The problem is this: when we purposefully leave something unsaid, and in a context where it ought to be said, we are effectively unsaying it. To neglect to say something when every circumstance demands that it be said is not merely absent-mindedness, a want of affirmation, but a destructive omission that undermines the truth, a black hole that sucks the light into itself.
This is one of the many lessons we have learned from “the Synod experience”—that experience which Pope Francis declared to be a good one, but which was good only in the sense that God the Almighty can bring forth good out of evil. One impressive good that has come forth is the worldwide exposure of the serious lack of orthodoxy and virtue in many members of the hiearchy, as well as a renewed admiration for those heroes of the Faith who are willing to suffer calumny and exile. This is a good thing because it chips away at that dreadful, uncatholic and altogether untraditional ultramontanism and subservience to whatever the shepherds dish out to the longsuffering faithful. It is a wake-up call to abandon sheepish passivity and to stand valiantly for the faith of our fathers, as the laity did during the Arian crisis of the fourth century.
2. To frame an impossible question can be a form of mental abuse.
Other commentators thought that it was “good” that the Pope encouraged the asking of tough questions and open debate on their answers.
The problem is this: many of the questions discussed by the Synod were questions to which the Catholic Faith, not to mention natural law, already has determinate, unequivocal, and immutable answers. Raising these questions is nothing less than a form of mental abuse, a manipulation of feelings and an effort to sow confusion, doubt, and denial. To ask, as if seriously wondering, whether there can be such a thing as homosexual marriage is already to have surrendered to the enemy of human nature; to ask whether active bigamists can receive Holy Communion is already to do violence to the consciences of Catholics and to blaspheme the Blessed Sacrament. There are certain questions it is not possible to raise as if they were still open questions or as if they were healthy intellectual exercises. This kind of question, if it is not an empty show or flatus vocis, implies an epistemological stance, an existential commitment.

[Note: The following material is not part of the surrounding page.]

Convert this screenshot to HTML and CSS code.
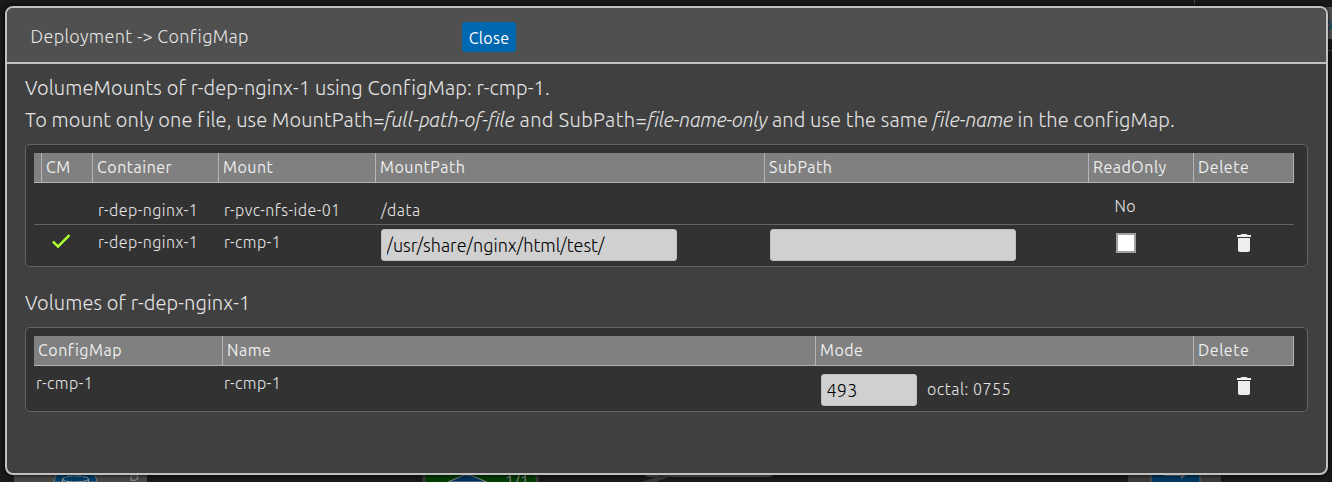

3. To follow neologisms or to avoid traditional language is a kind of exploitation and deception.
There are words that signify realities as they are, and there are words that deliberately obscure them. “Living in sin” clearly states that an unmarried man and woman who sleep together are guilty of offending God and harming one another; “cohabitation” is a neutral description that passes no judgment and seems to imply that no judgment can be made. “Concubine” or “paramour” tells us frankly what we are dealing with; “marriage partner” does not. “Adulterous union” calls a spade a spade; with its legal sound, “civil remarriage” decorously papers over the serial polygamy. That Vatican documents should have been besmirched with such “value-neutral” language is a powerful sign of the triumph of factions over fidelity, power over truth, Orwellian thought-control over the liberty of the sons of God.
Should we be surprised? The same thing has happened in the liturgical sphere: instead of the “celebrant,” we speak of the “presider”; instead of the “Holy Sacrifice of the Mass,” we call it “Eucharist”; instead of “Introit” there is “the opening song.” The novel terms are not false in themselves, but they stem from an ideology that wishes to avoid the traditional language. There are many such examples, all tending in the same direction. Now, more than ever, we must heed the warning of Josef Pieper, who in his little book Abuse of Language, Abuse of Power reminds us that whoever controls language controls reality—a lesson also understood by George Orwell, even if his intuition did not lead him to adore the Logos who alone gives meaning to human speech and reason.
The common denominator between the liturgical reform and the Synod is accommodationism: the view that it is the Church’s business to adapt herself—her worship, her doctrine, her discipline—to “modern man.” That’s exactly what Church leaders today are endeavoring to do, with results that all can see.
The social crisis we are seeing in regard to marriage and sexuality is bound up with the spiritual crisis of no longer recognizing who is the bride and who is the Bridegroom, what is sacred and deserving of total reverence, and what is the purity demanded of the one who would dare approach the altar. Generations of Catholics have experienced a liturgy freed from traditions and marked by casual intimacies, just like their sexual morality. Which came first: relaxation and experimentation with the liturgy, or the slackening and abandonment of moral restraints? In any case, we are alive to see the last stage of the revolution: even as the worship of God was redefined according to the purported exigencies of modern man, so today, the same exigencies are driving the redefinition of man as such—an unsurprising outcome that underlines the connection between liturgy and anthropology.
In a world going increasingly mad, Catholics must bring a healing sanity by saying what needs to be said (especially when authorities are unsaying it), exposing and refuting false questions and false conundrums, and using traditional language to call realities by their names.